Egyptian society is prone to "a lot of myth and very little contact with reality", he says. "I started from a pragmatic, realistic and rational-thinking approach, and in Egypt it's mostly emotions, you know, raw emotions, and emotional reactions to issues that are not emotional." This is compounded by "a high level of apathy and despair that anything is going to change". He complains that Egyptians are calling for change without acting, deflecting responsibility onto others and "heaping criticisms without presenting alternatives", but he is not, he says, "the one who is going to deliver their salvation ... I'm doing as much as I can to help for change, but I made it also very clear that people need to mature and understand that I'm not the Messiah, this is illusion.

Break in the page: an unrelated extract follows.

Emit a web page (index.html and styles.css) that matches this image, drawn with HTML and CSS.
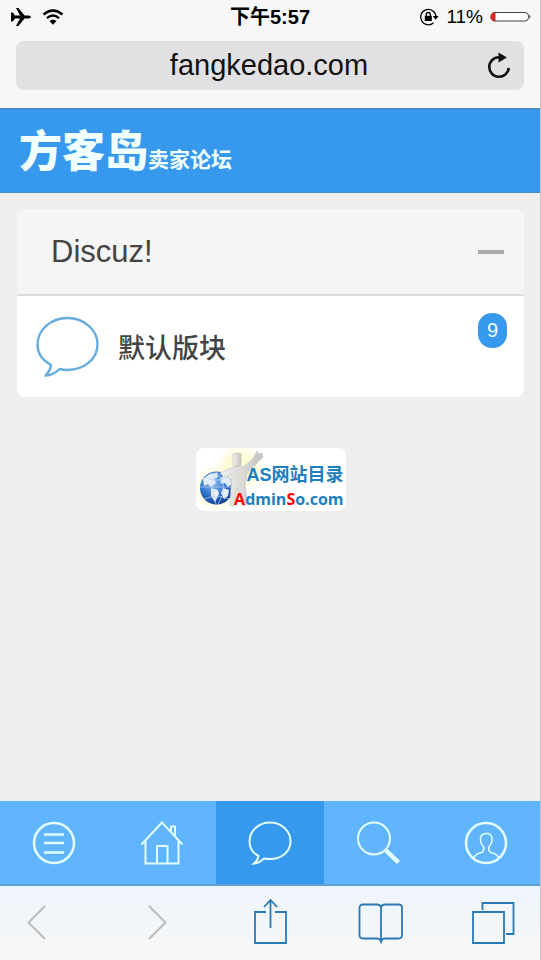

I can be a leader if I have the people behind me. I can't bring about change single-handed."
He says he will continue to speak out on these issues "because it's something I do for myself. I'm doing it because I think this is the right thing to do. People who agree with my way of doing things are welcome to join me, people who have different views I respect". He has certainly displeased the administration, whose state-owned media has been vilifying him. He shrugs at this: "It backfired," he says.
In fact, his way of doing things has also upset leaders from other political parties, as well as senior members within his own NAC who have gone public with their differences. He says, however, that the so-called divisions within NAC are "a fiction" because of a fundamental misunderstanding about the organisation's purpose. It is, he says, a framework for all Egyptians who sign the petition, not a party for the 30 or so people who happened to be at his place when it was born. It wasn't his idea, he says, but they supported his seven demands.
Besides, "people having different views on tactics doesn't mean a division", he says. He does not try to hide his admiration for the "young volunteers who I see are making a difference on the ground, and they understand me more, and they don't have hidden agendas and [are] not very keen on having their pictures in the newspapers. They know that what is at stake is their future." One of the things he has done that angered people both in and outside the NAC was going to visit Muslim Brotherhood legislators at their headquarters earlier this month, but he defends his decision. "The Muslim Brotherhood is the largest organised opposition group in Egypt and my attitude is always that you'll never go anywhere without getting support of a coalition and society.
"They have to be part of the political process; I don't necessarily agree with their doctrine, but it doesn't mean they don't have the right to participate in the political process in a peaceful manner." This view is, of course, one of the major sticking points with the regime, which banned the group in 1954. On its website, the NDP characterised his talks with the group as "ElBaradei's alliance with the devil".
It was, he says, all about getting signatures on the petition. "I went to the Church before I went to the Muslim Brotherhood. The Copts are still supporters of what I do, both here and abroad. I also met with the Left." What if he does not get enough signatures? What if he does, and the regime refuses to succumb to the pressure? "Fine," he says, "maybe it won't. Do you have an alternative?" He says he does not see a peaceful alternative to boycotting elections and drafting petitions. So is there a Plan B?
"Obviously Plan B would be formulated depending on the outcome of Plan A. I still believe that, if we do these two things, you put much pressure on the regime and then of course we will have every justification to go to the street." He will be watching closely to see what happens over the next three to six months, he says. At the end of June he will leave the country again, until September, to take care of prior commitments. Even this has angered some of his supporters but, as he says with a grin, "people don't understand that I have to earn a living".
What has been achieved in the past four months, he says, is "not bad. After more than 50 years of repression, the culture of fear is melting, people have started talking politics." The challenge for the people, and for people like him, is to maintain this. The challenge for the regime is to recognise that change is inevitable because the situation in Egypt has become "unsustainable". If it does not, he fears the worst: "I hope the regime will understand that if they continue to kill the prospect of peaceful change, the prospects will be dire."